--- START ---

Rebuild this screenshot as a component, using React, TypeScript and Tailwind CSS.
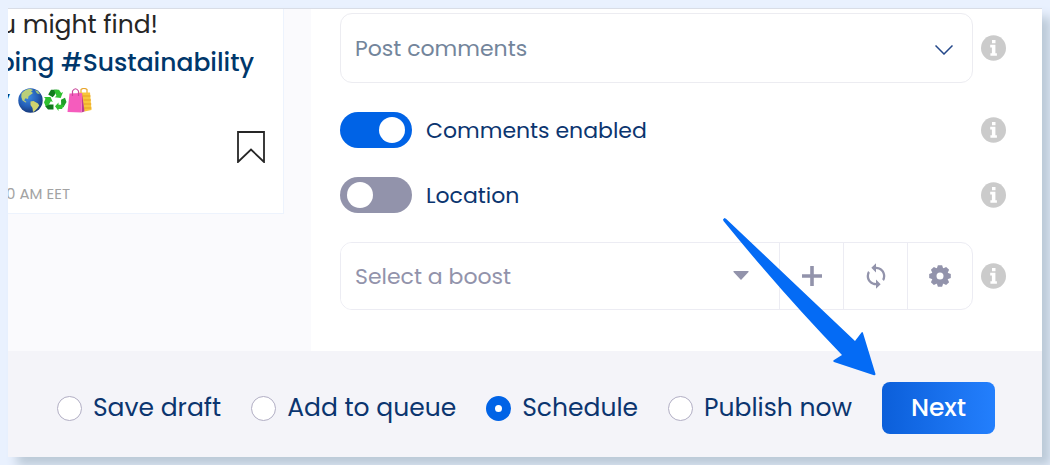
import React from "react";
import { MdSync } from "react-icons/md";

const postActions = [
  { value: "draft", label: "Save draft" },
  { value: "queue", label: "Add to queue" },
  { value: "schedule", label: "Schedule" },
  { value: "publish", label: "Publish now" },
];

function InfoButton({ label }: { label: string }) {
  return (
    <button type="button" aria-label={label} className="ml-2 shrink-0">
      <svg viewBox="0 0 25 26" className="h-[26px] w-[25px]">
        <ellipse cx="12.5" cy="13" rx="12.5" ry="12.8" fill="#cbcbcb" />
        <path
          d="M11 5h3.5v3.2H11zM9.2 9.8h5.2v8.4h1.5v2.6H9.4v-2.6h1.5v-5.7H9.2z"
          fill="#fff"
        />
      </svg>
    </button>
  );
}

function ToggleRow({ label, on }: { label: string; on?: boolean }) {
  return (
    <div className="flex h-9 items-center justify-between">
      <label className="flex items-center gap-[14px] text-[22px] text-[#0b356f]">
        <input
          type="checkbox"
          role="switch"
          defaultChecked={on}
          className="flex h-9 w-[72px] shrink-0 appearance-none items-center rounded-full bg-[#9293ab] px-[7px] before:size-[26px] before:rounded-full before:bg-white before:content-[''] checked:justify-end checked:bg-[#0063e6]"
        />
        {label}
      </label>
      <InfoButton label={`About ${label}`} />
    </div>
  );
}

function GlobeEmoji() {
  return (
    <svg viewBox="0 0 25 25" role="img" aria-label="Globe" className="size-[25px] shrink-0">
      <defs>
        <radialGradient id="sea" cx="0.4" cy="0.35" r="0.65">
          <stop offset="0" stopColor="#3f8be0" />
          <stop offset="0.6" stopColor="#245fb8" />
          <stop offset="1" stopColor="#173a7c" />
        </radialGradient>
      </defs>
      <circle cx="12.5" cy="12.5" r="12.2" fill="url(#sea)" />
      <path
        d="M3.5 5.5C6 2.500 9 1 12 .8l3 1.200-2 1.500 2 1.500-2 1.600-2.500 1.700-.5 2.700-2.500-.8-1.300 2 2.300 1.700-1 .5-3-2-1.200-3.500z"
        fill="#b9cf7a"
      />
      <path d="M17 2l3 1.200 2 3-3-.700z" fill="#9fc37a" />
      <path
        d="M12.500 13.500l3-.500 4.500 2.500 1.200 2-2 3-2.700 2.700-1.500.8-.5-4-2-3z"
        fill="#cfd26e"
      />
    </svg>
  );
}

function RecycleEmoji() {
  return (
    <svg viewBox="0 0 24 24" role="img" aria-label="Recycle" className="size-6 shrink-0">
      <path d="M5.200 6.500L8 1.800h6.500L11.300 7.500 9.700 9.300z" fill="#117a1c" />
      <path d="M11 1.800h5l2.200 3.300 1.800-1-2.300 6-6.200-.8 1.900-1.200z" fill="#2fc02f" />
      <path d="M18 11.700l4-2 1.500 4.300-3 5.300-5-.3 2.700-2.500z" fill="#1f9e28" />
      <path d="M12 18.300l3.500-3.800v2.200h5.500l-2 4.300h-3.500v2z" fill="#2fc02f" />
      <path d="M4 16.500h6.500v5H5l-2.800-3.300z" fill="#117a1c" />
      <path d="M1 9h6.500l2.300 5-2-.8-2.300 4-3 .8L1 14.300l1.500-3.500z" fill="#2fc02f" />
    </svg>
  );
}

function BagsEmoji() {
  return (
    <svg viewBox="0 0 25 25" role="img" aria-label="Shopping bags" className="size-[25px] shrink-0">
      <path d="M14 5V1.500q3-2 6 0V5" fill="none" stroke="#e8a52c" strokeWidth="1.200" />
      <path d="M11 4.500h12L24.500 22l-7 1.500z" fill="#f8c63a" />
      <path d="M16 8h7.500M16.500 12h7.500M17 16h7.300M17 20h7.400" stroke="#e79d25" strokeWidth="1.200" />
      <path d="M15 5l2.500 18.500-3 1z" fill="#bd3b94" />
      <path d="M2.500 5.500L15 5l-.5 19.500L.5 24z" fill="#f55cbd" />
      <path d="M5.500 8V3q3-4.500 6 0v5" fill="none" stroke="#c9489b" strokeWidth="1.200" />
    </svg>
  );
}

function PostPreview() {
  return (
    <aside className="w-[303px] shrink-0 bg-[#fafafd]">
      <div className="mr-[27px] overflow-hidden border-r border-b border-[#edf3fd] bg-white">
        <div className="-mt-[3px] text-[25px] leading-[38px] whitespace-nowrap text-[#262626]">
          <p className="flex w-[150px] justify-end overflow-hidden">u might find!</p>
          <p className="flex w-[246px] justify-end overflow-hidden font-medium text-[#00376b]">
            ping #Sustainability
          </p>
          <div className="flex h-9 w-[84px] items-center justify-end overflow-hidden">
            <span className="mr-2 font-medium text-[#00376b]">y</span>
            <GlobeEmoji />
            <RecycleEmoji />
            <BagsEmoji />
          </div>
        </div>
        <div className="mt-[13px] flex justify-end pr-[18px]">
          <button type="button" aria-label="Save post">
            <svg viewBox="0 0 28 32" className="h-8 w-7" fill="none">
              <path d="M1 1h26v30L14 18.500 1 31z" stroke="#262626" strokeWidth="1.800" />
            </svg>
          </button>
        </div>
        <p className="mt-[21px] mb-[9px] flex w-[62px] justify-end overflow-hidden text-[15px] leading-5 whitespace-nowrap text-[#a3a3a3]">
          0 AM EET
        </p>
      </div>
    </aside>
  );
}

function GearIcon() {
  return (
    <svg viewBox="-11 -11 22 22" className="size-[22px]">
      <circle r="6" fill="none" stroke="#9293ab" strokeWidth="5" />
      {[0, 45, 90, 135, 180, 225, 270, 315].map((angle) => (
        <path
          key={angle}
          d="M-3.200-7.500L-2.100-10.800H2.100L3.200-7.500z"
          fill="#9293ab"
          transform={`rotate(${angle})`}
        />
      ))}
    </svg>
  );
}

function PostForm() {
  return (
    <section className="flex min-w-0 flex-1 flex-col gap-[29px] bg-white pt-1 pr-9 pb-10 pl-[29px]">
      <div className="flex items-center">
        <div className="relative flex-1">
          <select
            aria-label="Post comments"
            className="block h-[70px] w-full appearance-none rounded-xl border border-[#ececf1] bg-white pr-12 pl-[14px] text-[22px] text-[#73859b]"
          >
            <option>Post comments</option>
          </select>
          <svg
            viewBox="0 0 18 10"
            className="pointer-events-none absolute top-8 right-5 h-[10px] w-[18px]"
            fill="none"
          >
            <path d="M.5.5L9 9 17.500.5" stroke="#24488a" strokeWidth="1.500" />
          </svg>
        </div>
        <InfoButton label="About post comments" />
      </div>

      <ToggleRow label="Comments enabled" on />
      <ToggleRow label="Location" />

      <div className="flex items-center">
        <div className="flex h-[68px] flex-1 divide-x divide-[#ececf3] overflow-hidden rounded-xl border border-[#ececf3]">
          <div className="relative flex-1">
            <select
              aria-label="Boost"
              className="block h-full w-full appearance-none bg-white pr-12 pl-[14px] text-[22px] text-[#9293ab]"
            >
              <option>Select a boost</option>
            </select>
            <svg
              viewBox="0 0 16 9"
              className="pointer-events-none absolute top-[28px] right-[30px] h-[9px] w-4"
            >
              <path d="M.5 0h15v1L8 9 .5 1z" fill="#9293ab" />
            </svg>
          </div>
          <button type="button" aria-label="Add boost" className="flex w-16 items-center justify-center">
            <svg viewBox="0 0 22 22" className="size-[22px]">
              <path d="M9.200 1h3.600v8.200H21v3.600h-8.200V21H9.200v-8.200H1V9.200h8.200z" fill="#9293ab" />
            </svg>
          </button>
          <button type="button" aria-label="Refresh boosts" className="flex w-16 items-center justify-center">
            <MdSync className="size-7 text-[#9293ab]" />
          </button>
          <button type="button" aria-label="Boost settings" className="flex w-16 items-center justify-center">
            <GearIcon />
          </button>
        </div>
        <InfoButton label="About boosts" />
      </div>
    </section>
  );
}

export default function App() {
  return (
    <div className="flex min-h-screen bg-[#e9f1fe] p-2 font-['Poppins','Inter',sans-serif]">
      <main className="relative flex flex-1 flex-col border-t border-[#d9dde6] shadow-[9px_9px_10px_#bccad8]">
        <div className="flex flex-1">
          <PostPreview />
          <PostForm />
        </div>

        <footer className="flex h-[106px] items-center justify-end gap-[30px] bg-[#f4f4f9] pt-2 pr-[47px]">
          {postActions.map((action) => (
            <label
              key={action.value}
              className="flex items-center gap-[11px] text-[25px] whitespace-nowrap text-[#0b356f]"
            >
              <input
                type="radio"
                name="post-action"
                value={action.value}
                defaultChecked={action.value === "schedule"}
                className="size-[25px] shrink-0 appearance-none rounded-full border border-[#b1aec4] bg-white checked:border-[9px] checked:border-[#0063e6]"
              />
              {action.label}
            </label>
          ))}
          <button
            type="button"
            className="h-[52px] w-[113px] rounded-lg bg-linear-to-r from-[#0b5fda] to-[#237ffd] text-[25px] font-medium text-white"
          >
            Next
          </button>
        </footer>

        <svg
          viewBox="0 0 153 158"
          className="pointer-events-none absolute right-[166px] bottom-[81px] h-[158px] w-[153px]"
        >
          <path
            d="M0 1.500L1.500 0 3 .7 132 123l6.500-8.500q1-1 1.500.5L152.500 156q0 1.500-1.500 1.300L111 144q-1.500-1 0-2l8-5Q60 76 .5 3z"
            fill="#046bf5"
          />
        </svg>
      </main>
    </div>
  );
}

--- END ---
--- START ---

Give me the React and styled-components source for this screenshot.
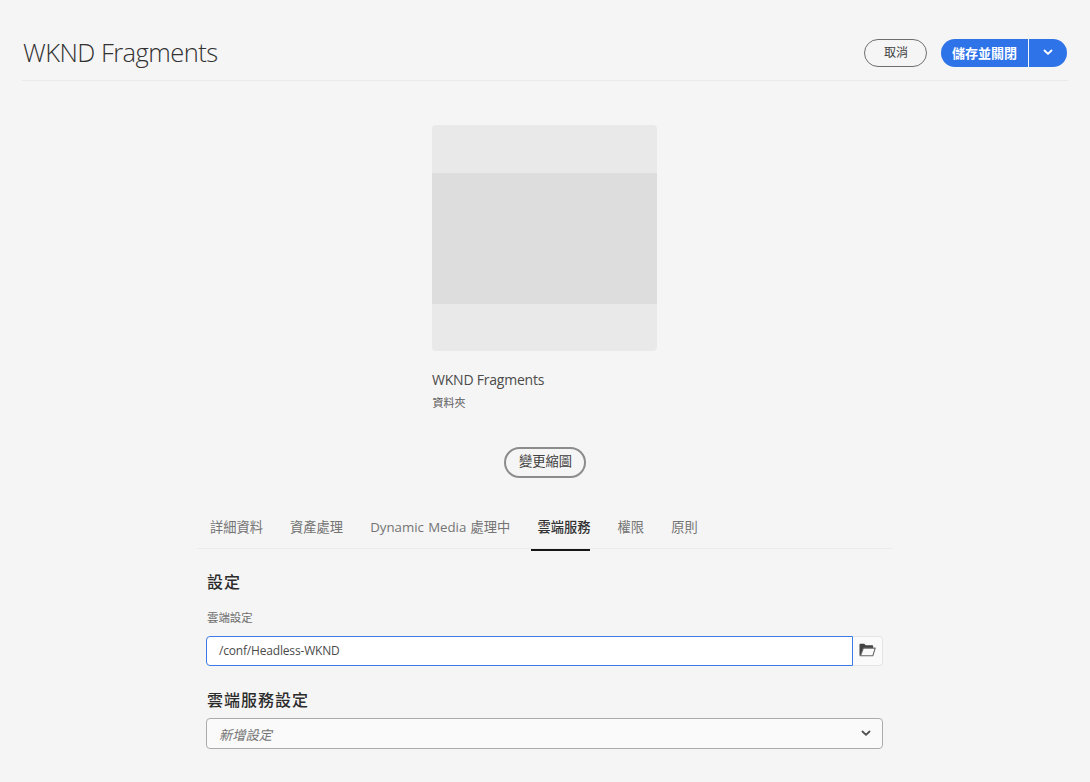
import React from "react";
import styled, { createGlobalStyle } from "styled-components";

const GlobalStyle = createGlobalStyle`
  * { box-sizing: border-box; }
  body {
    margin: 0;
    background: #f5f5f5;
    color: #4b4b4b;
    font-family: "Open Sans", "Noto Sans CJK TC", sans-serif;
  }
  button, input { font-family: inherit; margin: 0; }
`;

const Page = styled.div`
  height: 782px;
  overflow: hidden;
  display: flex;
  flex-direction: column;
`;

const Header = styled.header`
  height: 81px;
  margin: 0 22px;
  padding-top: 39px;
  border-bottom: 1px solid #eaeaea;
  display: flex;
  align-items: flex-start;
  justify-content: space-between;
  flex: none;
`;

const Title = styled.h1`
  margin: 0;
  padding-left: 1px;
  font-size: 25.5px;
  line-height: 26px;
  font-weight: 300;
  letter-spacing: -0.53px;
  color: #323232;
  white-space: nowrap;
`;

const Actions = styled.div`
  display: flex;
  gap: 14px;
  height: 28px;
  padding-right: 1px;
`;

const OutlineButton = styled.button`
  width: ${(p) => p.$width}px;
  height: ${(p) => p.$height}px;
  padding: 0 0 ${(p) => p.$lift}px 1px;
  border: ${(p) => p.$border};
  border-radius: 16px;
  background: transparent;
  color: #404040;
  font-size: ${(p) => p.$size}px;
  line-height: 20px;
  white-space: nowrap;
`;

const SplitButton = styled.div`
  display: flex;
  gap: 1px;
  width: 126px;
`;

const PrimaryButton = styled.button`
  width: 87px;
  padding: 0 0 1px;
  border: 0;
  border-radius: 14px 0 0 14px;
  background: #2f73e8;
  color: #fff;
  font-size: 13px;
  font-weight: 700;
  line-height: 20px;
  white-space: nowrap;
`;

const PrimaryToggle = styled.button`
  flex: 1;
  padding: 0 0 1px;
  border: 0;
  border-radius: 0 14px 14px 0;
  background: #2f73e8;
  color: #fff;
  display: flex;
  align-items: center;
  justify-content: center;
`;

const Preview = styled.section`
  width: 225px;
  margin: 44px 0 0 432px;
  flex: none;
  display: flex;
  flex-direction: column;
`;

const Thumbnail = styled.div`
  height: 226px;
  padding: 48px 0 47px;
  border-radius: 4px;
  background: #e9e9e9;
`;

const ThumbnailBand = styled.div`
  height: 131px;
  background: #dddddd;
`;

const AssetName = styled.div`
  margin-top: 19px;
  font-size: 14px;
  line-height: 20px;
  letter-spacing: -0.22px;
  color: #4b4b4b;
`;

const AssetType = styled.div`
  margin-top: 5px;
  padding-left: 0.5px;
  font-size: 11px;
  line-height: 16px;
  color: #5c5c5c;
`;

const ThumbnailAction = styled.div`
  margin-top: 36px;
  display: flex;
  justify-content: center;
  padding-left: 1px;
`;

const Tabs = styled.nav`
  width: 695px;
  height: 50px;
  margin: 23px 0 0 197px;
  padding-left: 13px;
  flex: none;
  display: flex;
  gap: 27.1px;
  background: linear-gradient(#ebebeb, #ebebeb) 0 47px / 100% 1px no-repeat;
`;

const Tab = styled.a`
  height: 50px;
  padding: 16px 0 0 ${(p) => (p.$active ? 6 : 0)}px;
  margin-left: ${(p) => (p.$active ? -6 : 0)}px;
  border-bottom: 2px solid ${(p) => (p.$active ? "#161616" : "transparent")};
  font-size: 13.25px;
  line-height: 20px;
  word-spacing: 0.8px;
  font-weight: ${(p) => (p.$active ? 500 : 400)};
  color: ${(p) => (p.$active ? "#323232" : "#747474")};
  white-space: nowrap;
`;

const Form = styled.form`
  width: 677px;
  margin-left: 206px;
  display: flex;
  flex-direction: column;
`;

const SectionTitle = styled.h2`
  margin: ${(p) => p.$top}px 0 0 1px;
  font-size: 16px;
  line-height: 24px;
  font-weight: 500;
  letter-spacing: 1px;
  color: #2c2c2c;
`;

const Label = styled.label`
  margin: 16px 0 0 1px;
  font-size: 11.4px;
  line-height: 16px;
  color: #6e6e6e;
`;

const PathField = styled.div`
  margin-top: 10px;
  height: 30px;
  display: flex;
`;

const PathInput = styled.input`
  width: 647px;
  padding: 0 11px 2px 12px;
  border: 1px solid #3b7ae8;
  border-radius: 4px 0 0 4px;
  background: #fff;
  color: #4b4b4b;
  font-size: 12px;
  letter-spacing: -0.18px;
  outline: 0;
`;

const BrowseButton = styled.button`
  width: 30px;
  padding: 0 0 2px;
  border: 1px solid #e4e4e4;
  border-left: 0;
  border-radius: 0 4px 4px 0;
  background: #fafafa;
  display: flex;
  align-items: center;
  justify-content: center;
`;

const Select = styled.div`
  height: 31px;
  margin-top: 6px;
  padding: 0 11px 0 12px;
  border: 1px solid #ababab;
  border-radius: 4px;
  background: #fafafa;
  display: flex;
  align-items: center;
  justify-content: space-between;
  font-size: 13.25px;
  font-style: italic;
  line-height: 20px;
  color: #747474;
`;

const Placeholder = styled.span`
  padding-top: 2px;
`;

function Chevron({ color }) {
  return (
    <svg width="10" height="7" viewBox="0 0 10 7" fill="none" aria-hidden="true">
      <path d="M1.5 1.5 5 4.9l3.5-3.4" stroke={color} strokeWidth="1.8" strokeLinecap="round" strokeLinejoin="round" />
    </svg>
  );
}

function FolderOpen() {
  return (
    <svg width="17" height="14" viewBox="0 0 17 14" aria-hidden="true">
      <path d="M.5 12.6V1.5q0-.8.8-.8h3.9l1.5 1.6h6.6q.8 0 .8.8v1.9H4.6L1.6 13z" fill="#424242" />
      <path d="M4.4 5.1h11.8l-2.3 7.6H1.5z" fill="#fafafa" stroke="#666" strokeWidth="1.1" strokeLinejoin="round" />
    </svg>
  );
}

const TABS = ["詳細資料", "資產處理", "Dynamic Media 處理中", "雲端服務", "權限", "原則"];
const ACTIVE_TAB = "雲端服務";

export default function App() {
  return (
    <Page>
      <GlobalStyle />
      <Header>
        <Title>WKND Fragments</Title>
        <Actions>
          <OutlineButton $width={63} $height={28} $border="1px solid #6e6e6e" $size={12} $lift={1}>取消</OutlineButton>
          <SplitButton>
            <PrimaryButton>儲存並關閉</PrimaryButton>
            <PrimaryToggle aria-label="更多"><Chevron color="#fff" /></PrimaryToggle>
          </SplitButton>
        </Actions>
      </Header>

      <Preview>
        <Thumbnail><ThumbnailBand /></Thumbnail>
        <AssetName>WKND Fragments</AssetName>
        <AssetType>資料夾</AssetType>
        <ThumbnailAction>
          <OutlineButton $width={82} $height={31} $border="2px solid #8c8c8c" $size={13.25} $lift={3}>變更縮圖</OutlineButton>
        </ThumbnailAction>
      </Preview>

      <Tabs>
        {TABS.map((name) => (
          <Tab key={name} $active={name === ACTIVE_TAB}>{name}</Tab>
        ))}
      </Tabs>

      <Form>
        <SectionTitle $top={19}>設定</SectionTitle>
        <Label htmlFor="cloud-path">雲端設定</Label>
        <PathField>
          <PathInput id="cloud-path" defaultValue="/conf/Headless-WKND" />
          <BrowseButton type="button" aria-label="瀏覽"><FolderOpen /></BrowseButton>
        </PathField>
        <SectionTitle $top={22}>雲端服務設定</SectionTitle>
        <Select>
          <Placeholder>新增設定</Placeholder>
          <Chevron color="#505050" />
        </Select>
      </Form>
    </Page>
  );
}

--- END ---
--- START ---

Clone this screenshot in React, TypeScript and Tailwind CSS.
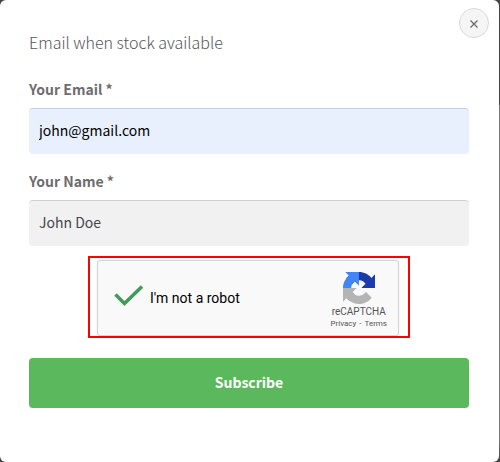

--- END ---

* What to produce: Return every line containing "components".

* Problem solution:
Give me the React and styled-components source for this screenshot.
import styled, { createGlobalStyle } from "styled-components";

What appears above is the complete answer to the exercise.